Averbação de licenças
O PLC 243/2016, que tramita em regime de urgência, prevê a proibição da averbação da licença especial em dobro para PMs. Traduzindo: hoje os PMs podem optar por não tirar licenças acumuladas para poder ser aposentar mais cedo. Com a proibição, o tempo de serviço efetivo dos PMs aumentará em três anos. A Associação de Cabos e Soldados da BM é contrária à medida e promete pressionar os deputados pela rejeição.
Plantões da Susepe
O PLC 245/2016, com tramitação em regime de urgência, elimina o regime de plantão da Susepe de 24 horas de trabalho por 72 ou 96 horas de folga nos presídios. Estabelece jornada de 40 horas semanais igual à dos demais servidores. O Sindicato dos Agentes Penitenciários do Estado é contra o projeto e exige a rejeição, por entender que prejudica os servidores. Promete fazer barulho nas galerias.

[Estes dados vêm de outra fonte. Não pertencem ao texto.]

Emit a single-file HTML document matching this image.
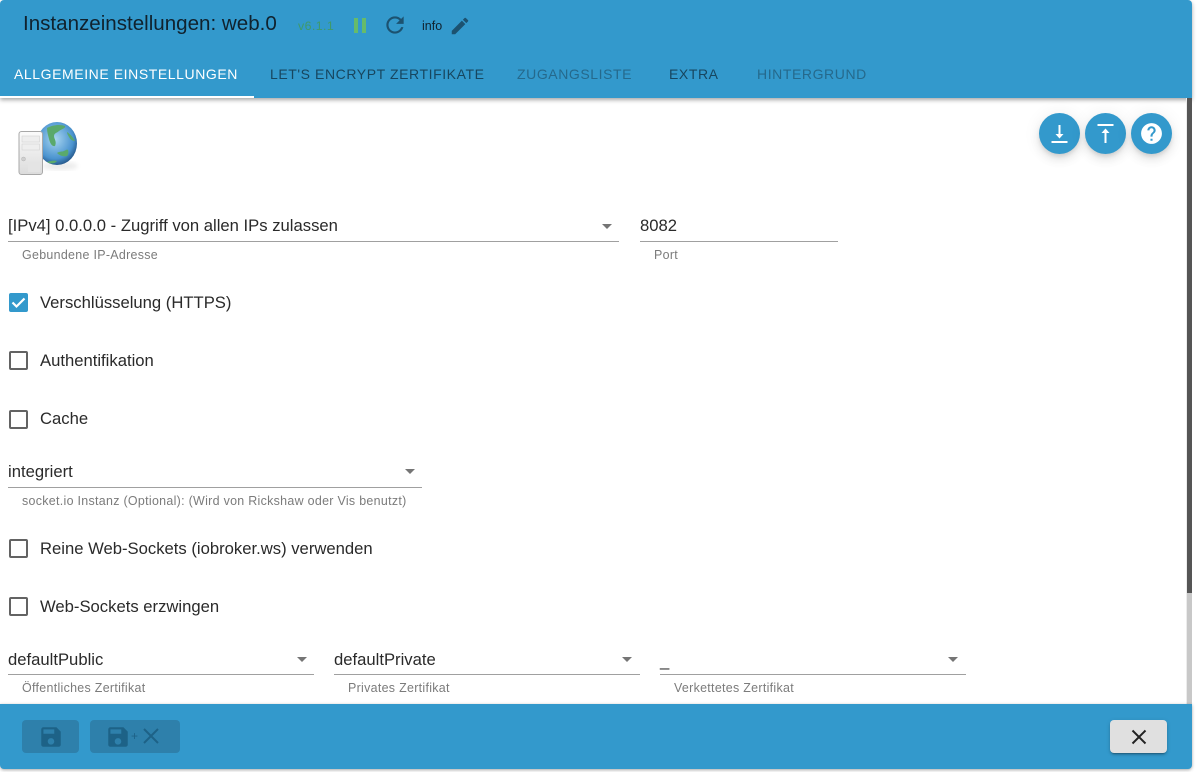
<!DOCTYPE html>
<html><head><meta charset="utf-8"><style>
html,body{margin:0;padding:0;background:#fff;width:1200px;height:772px;overflow:hidden;font-family:"Liberation Sans",sans-serif;color:#222}
.a{position:absolute;white-space:nowrap}
.line{position:absolute;height:1px;background:#a0a0a0}
.t{font-size:16.65px;line-height:20px;color:#2a2a2a;position:absolute;white-space:nowrap;margin-top:1px}
.h{font-size:12.45px;line-height:14px;color:#7b7b7b;letter-spacing:.3px;position:absolute;white-space:nowrap}
.arr{position:absolute;width:0;height:0;border-left:5px solid transparent;border-right:5px solid transparent;border-top:5px solid #757575}
.cb{position:absolute;left:9px;width:15px;height:15px;border:2px solid #636363;border-radius:2px}
.tab{position:absolute;top:66px;font-size:14px;line-height:16px;letter-spacing:.58px;white-space:nowrap}
.fab{position:absolute;top:113px;width:41px;height:41px;border-radius:50%;background:#3399cc;box-shadow:0 3px 5px -1px rgba(0,0,0,.12),0 6px 10px 0 rgba(0,0,0,.08),0 1px 18px 0 rgba(0,0,0,.07)}
</style></head><body>
<div class="a" style="left:0;top:0;width:1192px;height:98px;background:#3399cc;border-radius:4px 4px 0 0;box-shadow:0 2px 4px rgba(0,0,0,.35)"></div>
<div class="a" style="left:23px;top:11px;font-size:20.57px;line-height:26px;color:#10222e">Instanzeinstellungen: web.0</div>
<div class="a" style="left:298px;top:19px;font-size:12.4px;line-height:14px;letter-spacing:.4px;color:#3f9a6a">v6.1.1</div>
<div class="a" style="left:354px;top:18px;width:4px;height:15px;background:#66bb6a"></div>
<div class="a" style="left:362px;top:18px;width:4px;height:15px;background:#66bb6a"></div>
<svg class="a" style="left:382px;top:12px" width="26" height="26" viewBox="0 0 24 24"><path fill="#1c5270" d="M17.65 6.35C16.2 4.9 14.21 4 12 4c-4.42 0-7.99 3.58-7.99 8s3.57 8 7.99 8c3.73 0 6.84-2.55 7.73-6h-2.08c-.82 2.33-3.04 4-5.65 4-3.31 0-6-2.69-6-6s2.69-6 6-6c1.66 0 3.14.69 4.22 1.78L13 11h7V4l-2.35 2.35z"/></svg>
<div class="a" style="left:422px;top:19px;font-size:12.5px;line-height:14px;color:#10222e">info</div>
<svg class="a" style="left:449px;top:15px" width="22" height="22" viewBox="0 0 24 24"><path fill="#1c5270" d="M3 17.25V21h3.75L17.81 9.94l-3.75-3.75L3 17.25zM20.71 7.04c.39-.39.39-1.02 0-1.41l-2.34-2.34c-.39-.39-1.02-.39-1.41 0l-1.83 1.83 3.75 3.75 1.83-1.83z"/></svg>

<div class="tab" style="left:14px;color:#fff">ALLGEMEINE EINSTELLUNGEN</div>
<div class="a" style="left:0;top:96px;width:254px;height:2px;background:#fff"></div>
<div class="tab" style="left:270px;color:#17465f">LET'S ENCRYPT ZERTIFIKATE</div>
<div class="tab" style="left:517px;color:#25698c">ZUGANGSLISTE</div>
<div class="tab" style="left:669px;color:#17465f">EXTRA</div>
<div class="tab" style="left:757px;color:#25698c">HINTERGRUND</div>

<div class="a" style="left:1186px;top:98px;width:1px;height:606px;background:#ececec"></div>
<div class="a" style="left:1187px;top:98px;width:5px;height:495px;background:#555"></div>
<div class="a" style="left:1187px;top:593px;width:5px;height:111px;background:#c8c8c8"></div>

<svg class="a" style="left:16px;top:120px" width="66" height="60" viewBox="0 0 66 60">
<defs><radialGradient id="g" cx=".45" cy=".4" r=".65"><stop offset="0" stop-color="#a9d6f0"/><stop offset=".7" stop-color="#4a93cf"/><stop offset="1" stop-color="#1d4a7a"/></radialGradient><linearGradient id="s" x1="0" y1="0" x2="0" y2="1"><stop offset="0" stop-color="#fbfbfb"/><stop offset="1" stop-color="#dcdcdc"/></linearGradient><filter id="b"><feGaussianBlur stdDeviation="2.5"/></filter></defs>
<ellipse cx="44" cy="46" rx="18" ry="4" fill="#000" opacity=".08" filter="url(#b)"/>
<ellipse cx="41" cy="23.500" rx="20" ry="21.500" fill="url(#g)"/>
<path fill="#5aa96c" d="M31 8c5-3 13-4 18-2 1 2-3 3-6 5-2 2-5 2-5 5 0 3 3 5 1 10-3 1-5-3-6-7-1-4-2-7-2-11zM41 33c3-2 5-1 7-2s3-2 4-1c1 2 0 5-1 6-3 1-7 0-10-3zM31 42c3-1 7-2 10-1-2 3-7 3-10 1zM51 12c3 2 6 5 8 9-3 0-5-2-6-4s-2-3-2-5z"/>
<rect x="3" y="11.500" width="23.500" height="43" rx="2.500" fill="url(#s)" stroke="#a8a8a8"/>
<rect x="6" y="16" width="17.500" height="6" fill="#eee" stroke="#d2d2d2" stroke-width=".6"/>
<rect x="6" y="24" width="17.500" height="6" fill="#eee" stroke="#d2d2d2" stroke-width=".6"/>
<circle cx="7.500" cy="39" r="2" fill="#cfcfcf" stroke="#b5b5b5" stroke-width=".5"/>
<rect x="12" y="42" width="12" height="10" fill="#e4e4e4"/>
</svg>

<div class="fab" style="left:1039px"><svg style="position:absolute;left:8px;top:8px" width="25" height="25" viewBox="0 0 25 25"><path fill="none" stroke="#fff" stroke-width="2" d="M12.500 4v11"/><path fill="#fff" d="M8.500 13h8l-4 4.500z"/><path fill="none" stroke="#fff" stroke-width="2" d="M4.500 21h16"/></svg></div>
<div class="fab" style="left:1085px"><svg style="position:absolute;left:8px;top:8px" width="25" height="25" viewBox="0 0 25 25"><path fill="none" stroke="#fff" stroke-width="2" d="M4.500 4h16M12.500 10v12"/><path fill="#fff" d="M8.500 12h8l-4-4.500z"/></svg></div>
<div class="fab" style="left:1131px"><svg style="position:absolute;left:8px;top:8px" width="25" height="25" viewBox="0 0 24 24"><path fill="#fff" d="M12 2C6.480 2 2 6.480 2 12s4.480 10 10 10 10-4.480 10-10S17.520 2 12 2zm1 17h-2v-2h2v2zm2.070-7.750l-.9.920C13.450 12.900 13 13.500 13 15h-2v-.5c0-1.100.450-2.100 1.170-2.830l1.240-1.260c.370-.360.590-.860.590-1.410 0-1.100-.900-2-2-2s-2 .900-2 2H8c0-2.210 1.790-4 4-4s4 1.790 4 4c0 .880-.360 1.680-.930 2.250z"/></svg></div>

<div class="t" style="left:8px;top:215px">[IPv4] 0.0.0.0 - Zugriff von allen IPs zulassen</div>
<div class="arr" style="left:602px;top:224px"></div>
<div class="line" style="left:8px;top:241px;width:611px"></div>
<div class="h" style="left:22px;top:248px">Gebundene IP-Adresse</div>
<div class="t" style="left:640px;top:215px">8082</div>
<div class="line" style="left:640px;top:241px;width:198px"></div>
<div class="h" style="left:654px;top:248px">Port</div>

<div class="cb" style="top:293px;background:#3399cc;border-color:#3399cc"><svg style="position:absolute;left:-2px;top:-2px" width="19" height="19" viewBox="0 0 19 19"><path fill="none" stroke="#fff" stroke-width="2.200" d="M3.500 9.500l4 4 8-8"/></svg></div>
<div class="t" style="left:40px;top:291.500px">Verschlüsselung (HTTPS)</div>
<div class="cb" style="top:351px"></div>
<div class="t" style="left:40px;top:349.500px">Authentifikation</div>
<div class="cb" style="top:410px"></div>
<div class="t" style="left:40px;top:408px">Cache</div>

<div class="t" style="left:8px;top:461px">integriert</div>
<div class="arr" style="left:405px;top:469px"></div>
<div class="line" style="left:8px;top:487px;width:414px"></div>
<div class="h" style="left:22px;top:494px">socket.io Instanz (Optional): (Wird von Rickshaw oder Vis benutzt)</div>

<div class="cb" style="top:539px"></div>
<div class="t" style="left:40px;top:538px">Reine Web-Sockets (iobroker.ws) verwenden</div>
<div class="cb" style="top:597px"></div>
<div class="t" style="left:40px;top:596px">Web-Sockets erzwingen</div>

<div class="t" style="left:8px;top:649px">defaultPublic</div>
<div class="arr" style="left:297px;top:657px"></div>
<div class="line" style="left:8px;top:674px;width:306px"></div>
<div class="h" style="left:22px;top:681px">Öffentliches Zertifikat</div>
<div class="t" style="left:334px;top:649px">defaultPrivate</div>
<div class="arr" style="left:622px;top:657px"></div>
<div class="line" style="left:334px;top:674px;width:306px"></div>
<div class="h" style="left:348px;top:681px">Privates Zertifikat</div>
<div class="t" style="left:660px;top:650px">_</div>
<div class="arr" style="left:948px;top:657px"></div>
<div class="line" style="left:660px;top:674px;width:306px"></div>
<div class="h" style="left:674px;top:681px">Verkettetes Zertifikat</div>

<div class="a" style="left:0;top:704px;width:1192px;height:65px;background:#3399cc;border-radius:0 0 4px 4px;box-shadow:0 1px 3px rgba(0,0,0,.35)"></div>
<div class="a" style="left:22px;top:720px;width:57px;height:33px;background:#2e80ab;border-radius:4px"></div>
<svg class="a" style="left:38px;top:724px" width="26" height="26" viewBox="0 0 24 24"><path fill="#1d6287" d="M17 3H5c-1.110 0-2 .900-2 2v14c0 1.100.890 2 2 2h14c1.100 0 2-.900 2-2V7l-4-4zm-5 16c-1.660 0-3-1.340-3-3s1.340-3 3-3 3 1.340 3 3-1.340 3-3 3zm3-10H5V5h10v4z"/></svg>
<div class="a" style="left:90px;top:720px;width:90px;height:33px;background:#2e80ab;border-radius:4px"></div>
<svg class="a" style="left:105px;top:724px" width="26" height="26" viewBox="0 0 24 24"><path fill="#1d6287" d="M17 3H5c-1.110 0-2 .900-2 2v14c0 1.100.890 2 2 2h14c1.100 0 2-.900 2-2V7l-4-4zm-5 16c-1.660 0-3-1.340-3-3s1.340-3 3-3 3 1.340 3 3-1.340 3-3 3zm3-10H5V5h10v4z"/></svg>
<div class="a" style="left:131px;top:729px;font-size:12px;line-height:14px;color:#1d6287">+</div>
<svg class="a" style="left:139px;top:724px" width="24" height="24" viewBox="0 0 24 24"><path fill="none" stroke="#1d6287" stroke-width="2" d="M5 5l14 14M19 5L5 19"/></svg>
<div class="a" style="left:1110px;top:720px;width:57px;height:33px;background:#e0e0e0;border-radius:4px;box-shadow:0 3px 1px -2px rgba(0,0,0,.2),0 2px 2px 0 rgba(0,0,0,.14),0 1px 5px 0 rgba(0,0,0,.12)"></div>
<svg class="a" style="left:1127px;top:725px" width="24" height="24" viewBox="0 0 24 24"><path fill="none" stroke="#222" stroke-width="2" d="M5.500 5.500l13 13M18.500 5.500l-13 13"/></svg>
</body></html>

Sobras de recursos de poderes
O PL 254/2016 (tramita em urgência) converte os saldos dos recursos financeiros de órgãos e poderes não usados até o fim de 2016 para o fundo de reforma do Estado. O projeto enfrenta forte resistência do Judiciário, que classifica a medida como uma forma de “confisco das economias” realizadas e pressiona para que seja retirada da pauta.
Regras de aposentadoria
A PEC 261/2016 altera o conceito de tempo de serviço pelo de contribuição na Constituição Estadual. A regra impossibilita formas de contagem de tempo fictícias para a aposentadoria. Como trata-se de uma PEC, o governo tem dificuldade para obter 33 votos favoráveis, mas a matéria já está na Constituição Federal e, por isso, não deve ser motivo de grande polêmica.
Brigada nos presídios
A PEC 255/2016 exclui a guarda externa dos presídios das atribuições da Brigada Militar. Segundo o Piratini, outras categorias podem fazer a atividade, liberando PMs para o policiamento ostensivo. A Associação de Cabos e Soldados da BM é favorável, mas o Sindicato dos Servidores Penitenciários exige que o Piratini deixe claro de quem será a atribuição e pede a criação de um novo tipo de cargo para isso.